Allows you to access and work with your metric data in Prometheus. Prometheus uses PromQL (Prometheus Query language) to write queries and retrieve useful information from metric data collected by Prometheus.
Different ways of Querying-
1. Expression Browser
2. Prometheus HTTP API
3. Visualization tools like Grafana
Handling Alerts in Prometheus
Prometheus handles alerts in two phases. The first one is creating alert rules in Prometheus server which will capture alerts and send it to Alert manager.
The second phase is how Alert manager handles those alerts. Alert manager provides features like silencing, inhibition, aggregation of alerts. And most importantly, alert manager is responsible for sending the alerts as notification to various channels like email, slack, pager duty.

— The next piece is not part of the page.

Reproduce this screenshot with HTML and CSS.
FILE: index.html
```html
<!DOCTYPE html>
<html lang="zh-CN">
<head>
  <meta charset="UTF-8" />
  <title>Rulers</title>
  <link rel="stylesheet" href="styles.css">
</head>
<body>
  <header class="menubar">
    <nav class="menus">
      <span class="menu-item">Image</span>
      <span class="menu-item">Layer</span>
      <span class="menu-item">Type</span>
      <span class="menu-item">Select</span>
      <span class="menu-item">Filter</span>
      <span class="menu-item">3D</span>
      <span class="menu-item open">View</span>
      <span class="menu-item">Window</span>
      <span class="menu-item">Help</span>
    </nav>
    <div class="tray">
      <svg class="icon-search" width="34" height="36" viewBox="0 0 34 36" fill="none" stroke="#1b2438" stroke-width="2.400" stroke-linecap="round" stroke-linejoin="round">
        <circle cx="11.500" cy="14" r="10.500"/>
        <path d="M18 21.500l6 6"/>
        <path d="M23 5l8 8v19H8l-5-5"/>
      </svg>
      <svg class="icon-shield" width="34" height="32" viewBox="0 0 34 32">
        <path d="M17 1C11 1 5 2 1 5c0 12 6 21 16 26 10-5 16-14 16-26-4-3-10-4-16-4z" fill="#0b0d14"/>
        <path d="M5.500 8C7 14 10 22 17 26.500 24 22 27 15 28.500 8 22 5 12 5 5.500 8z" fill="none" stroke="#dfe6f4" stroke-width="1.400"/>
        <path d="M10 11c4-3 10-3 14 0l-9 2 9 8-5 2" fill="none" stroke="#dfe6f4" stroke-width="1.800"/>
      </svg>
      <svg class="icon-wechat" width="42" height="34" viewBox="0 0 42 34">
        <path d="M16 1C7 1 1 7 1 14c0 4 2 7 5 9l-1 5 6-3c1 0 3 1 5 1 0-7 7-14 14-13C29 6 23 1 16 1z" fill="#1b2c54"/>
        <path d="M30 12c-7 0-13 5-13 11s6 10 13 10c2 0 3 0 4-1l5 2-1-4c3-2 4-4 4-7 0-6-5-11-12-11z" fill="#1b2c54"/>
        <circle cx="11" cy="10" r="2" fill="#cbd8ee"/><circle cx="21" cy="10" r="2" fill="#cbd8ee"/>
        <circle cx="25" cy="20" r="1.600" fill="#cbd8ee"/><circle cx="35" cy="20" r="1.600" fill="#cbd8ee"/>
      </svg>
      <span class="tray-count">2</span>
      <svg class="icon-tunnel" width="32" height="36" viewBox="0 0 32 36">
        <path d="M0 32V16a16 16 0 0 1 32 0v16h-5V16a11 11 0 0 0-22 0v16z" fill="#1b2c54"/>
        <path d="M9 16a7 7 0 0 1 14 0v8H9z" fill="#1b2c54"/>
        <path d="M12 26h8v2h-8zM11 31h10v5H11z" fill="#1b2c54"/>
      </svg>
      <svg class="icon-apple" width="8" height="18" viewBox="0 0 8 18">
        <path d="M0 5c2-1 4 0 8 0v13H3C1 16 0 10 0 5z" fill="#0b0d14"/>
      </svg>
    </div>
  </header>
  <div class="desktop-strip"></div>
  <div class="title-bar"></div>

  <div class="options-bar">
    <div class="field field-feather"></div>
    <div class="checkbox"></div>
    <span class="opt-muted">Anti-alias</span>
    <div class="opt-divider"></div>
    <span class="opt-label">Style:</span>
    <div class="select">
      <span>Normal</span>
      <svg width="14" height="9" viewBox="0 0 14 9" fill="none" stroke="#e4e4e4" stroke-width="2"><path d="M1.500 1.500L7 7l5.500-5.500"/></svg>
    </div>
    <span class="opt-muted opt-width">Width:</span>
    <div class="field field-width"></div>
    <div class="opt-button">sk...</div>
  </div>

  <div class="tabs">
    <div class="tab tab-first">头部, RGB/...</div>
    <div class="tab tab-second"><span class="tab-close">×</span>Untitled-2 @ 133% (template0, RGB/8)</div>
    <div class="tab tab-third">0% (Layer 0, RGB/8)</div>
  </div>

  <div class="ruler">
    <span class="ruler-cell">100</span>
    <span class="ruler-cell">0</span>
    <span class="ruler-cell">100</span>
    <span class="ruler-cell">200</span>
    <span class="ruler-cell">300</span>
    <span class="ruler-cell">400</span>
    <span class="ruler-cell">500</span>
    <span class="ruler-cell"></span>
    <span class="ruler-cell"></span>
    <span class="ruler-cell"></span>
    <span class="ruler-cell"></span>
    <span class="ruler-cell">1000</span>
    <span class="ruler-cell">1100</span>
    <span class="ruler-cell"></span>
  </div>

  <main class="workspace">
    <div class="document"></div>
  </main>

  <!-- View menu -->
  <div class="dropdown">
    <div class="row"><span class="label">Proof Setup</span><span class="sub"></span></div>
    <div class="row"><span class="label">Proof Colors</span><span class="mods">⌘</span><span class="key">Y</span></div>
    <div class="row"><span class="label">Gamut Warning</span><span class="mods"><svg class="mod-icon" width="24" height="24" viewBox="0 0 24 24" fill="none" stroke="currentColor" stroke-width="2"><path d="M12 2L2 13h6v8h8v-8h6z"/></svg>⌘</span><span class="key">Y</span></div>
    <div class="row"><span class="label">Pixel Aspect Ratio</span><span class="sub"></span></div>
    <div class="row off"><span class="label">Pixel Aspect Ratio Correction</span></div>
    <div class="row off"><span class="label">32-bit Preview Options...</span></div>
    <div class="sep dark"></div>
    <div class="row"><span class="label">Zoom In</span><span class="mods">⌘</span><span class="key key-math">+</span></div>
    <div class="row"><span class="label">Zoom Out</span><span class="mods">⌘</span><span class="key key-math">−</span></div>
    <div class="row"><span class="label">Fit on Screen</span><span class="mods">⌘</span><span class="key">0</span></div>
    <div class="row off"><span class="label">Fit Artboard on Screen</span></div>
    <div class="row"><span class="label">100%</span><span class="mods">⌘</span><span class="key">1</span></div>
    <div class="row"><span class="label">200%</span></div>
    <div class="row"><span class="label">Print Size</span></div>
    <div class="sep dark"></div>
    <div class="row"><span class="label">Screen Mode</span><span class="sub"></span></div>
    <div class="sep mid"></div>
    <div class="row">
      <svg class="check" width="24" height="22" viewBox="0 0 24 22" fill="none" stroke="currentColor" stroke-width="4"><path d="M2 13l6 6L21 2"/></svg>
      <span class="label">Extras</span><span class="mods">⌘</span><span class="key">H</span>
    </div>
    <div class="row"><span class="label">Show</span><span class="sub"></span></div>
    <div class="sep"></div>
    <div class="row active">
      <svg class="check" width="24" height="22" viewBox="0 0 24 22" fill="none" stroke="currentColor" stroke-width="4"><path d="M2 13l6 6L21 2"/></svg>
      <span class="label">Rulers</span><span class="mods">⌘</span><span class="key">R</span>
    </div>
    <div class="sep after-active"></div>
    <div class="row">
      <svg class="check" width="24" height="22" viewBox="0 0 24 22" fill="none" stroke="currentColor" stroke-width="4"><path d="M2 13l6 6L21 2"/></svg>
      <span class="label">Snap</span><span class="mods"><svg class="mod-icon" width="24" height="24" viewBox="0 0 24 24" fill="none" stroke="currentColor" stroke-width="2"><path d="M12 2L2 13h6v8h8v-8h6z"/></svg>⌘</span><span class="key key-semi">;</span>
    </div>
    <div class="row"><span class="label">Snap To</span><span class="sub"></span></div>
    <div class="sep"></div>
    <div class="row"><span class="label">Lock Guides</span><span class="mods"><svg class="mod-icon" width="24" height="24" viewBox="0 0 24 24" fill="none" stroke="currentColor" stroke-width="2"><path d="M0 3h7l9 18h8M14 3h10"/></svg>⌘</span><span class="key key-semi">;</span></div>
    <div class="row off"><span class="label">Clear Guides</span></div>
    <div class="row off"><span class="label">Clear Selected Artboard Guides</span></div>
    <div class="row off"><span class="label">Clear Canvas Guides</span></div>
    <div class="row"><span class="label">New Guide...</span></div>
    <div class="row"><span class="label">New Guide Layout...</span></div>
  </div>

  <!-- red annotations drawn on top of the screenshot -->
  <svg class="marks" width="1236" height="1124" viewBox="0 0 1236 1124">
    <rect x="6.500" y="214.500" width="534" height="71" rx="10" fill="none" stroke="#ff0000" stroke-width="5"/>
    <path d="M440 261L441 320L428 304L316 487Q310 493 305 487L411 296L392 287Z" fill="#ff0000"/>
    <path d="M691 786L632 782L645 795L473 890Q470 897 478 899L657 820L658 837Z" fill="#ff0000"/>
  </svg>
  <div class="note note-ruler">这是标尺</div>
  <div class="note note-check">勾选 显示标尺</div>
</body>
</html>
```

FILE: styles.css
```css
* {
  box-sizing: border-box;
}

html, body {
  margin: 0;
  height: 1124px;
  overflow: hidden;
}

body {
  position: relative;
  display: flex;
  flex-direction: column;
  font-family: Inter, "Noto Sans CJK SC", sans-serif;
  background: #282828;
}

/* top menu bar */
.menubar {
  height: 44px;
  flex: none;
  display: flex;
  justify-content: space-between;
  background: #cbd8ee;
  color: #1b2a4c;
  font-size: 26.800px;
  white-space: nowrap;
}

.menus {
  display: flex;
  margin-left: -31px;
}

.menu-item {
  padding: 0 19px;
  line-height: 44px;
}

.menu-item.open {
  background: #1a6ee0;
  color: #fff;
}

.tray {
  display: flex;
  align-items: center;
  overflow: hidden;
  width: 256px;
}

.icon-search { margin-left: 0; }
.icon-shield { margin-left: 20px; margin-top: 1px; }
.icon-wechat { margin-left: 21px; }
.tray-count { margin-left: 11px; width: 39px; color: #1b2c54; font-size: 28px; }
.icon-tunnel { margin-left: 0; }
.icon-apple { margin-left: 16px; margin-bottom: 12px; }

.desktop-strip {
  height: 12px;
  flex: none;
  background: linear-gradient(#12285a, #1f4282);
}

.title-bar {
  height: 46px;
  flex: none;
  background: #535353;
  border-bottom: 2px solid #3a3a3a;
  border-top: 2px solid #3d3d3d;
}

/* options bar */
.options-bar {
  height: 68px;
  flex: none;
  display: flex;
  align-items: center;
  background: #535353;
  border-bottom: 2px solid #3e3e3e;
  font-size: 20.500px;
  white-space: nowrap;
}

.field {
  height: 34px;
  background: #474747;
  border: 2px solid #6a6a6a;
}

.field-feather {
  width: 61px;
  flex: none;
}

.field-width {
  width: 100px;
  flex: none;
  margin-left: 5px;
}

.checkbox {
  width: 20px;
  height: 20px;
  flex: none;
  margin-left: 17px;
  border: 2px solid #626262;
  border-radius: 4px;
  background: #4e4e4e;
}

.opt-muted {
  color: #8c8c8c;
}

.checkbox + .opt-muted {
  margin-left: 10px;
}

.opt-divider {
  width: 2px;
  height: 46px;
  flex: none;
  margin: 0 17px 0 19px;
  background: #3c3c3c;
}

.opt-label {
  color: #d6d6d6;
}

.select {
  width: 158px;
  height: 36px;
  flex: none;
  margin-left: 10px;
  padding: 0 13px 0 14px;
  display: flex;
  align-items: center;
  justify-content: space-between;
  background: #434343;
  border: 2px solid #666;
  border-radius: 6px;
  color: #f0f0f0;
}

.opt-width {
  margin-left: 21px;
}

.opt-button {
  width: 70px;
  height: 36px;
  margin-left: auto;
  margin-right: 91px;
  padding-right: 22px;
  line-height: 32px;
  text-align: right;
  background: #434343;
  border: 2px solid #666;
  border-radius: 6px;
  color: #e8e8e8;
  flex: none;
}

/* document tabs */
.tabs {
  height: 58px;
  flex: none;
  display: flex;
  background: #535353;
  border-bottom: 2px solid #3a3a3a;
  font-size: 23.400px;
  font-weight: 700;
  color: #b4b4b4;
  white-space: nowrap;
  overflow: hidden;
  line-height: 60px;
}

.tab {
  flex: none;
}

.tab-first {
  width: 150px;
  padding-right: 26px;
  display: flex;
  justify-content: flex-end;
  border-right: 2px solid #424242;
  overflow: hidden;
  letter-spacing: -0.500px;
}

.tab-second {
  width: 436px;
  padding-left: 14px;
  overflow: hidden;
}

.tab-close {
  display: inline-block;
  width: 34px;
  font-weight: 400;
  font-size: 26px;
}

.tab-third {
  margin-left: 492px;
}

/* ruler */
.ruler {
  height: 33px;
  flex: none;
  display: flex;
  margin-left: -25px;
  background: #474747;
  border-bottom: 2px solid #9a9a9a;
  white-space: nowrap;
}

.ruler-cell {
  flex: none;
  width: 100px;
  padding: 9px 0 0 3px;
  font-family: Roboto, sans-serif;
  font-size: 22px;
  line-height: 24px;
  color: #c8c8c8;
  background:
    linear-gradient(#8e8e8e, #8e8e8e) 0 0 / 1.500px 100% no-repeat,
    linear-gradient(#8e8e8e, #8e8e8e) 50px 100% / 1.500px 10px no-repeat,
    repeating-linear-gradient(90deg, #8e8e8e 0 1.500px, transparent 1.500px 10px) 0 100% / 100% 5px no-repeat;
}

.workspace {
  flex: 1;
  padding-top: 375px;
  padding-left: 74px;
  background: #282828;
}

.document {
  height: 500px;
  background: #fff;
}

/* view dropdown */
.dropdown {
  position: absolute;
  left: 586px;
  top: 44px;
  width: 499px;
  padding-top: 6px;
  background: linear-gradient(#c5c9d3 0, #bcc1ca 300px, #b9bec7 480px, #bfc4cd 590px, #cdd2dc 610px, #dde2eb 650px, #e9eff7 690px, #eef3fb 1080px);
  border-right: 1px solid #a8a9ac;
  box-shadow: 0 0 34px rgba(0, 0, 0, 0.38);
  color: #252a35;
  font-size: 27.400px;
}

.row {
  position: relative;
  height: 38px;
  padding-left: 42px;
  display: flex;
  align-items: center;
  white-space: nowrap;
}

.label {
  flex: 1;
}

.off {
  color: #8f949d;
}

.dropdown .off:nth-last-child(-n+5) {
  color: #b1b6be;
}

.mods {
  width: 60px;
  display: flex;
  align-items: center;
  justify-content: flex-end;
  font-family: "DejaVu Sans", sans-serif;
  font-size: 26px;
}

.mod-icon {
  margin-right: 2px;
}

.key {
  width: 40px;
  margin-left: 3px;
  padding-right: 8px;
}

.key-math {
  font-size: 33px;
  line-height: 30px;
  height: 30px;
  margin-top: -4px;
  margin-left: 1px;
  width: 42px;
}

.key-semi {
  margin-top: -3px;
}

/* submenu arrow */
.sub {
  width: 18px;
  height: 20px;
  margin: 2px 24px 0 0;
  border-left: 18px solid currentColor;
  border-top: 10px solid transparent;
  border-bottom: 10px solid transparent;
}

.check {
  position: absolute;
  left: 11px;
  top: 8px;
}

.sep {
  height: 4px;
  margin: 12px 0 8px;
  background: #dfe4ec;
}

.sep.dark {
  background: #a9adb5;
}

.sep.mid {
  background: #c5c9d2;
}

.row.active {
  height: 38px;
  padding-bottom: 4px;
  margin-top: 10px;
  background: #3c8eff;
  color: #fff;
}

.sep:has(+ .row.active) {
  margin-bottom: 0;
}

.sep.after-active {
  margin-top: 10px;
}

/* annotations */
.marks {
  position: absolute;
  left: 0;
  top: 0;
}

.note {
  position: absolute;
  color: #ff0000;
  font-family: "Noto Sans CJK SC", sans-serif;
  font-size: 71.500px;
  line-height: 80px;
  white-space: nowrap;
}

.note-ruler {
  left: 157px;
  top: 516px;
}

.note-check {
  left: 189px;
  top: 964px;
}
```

I will talk about installation and other aspects of Prometheus in another article.
- Prometheus is a very powerful tool that can effectively monitor the infra and applications.
- Prometheus is designed for monitoring cloud-based, containerized world.
- Prometheus uses Pull Model to scrape the metrics from the target.
- Prometheus has various exporters that can be installed on target machines and scraped for the data.
- Prometheus has metrics and labels to read various parameters from target.
- Prometheus stores the metrics in a Time Series Database.
- Prometheus has a Query language PromQL to query and read metrics.
- Alert Managers are used to handle and notify the alerts generated by Prometheus.
- Prometheus has service discovery feature that can automatically discover new targets.
- Prometheus can be integrated with Grafana to get a nice dashboard view of monitoring data.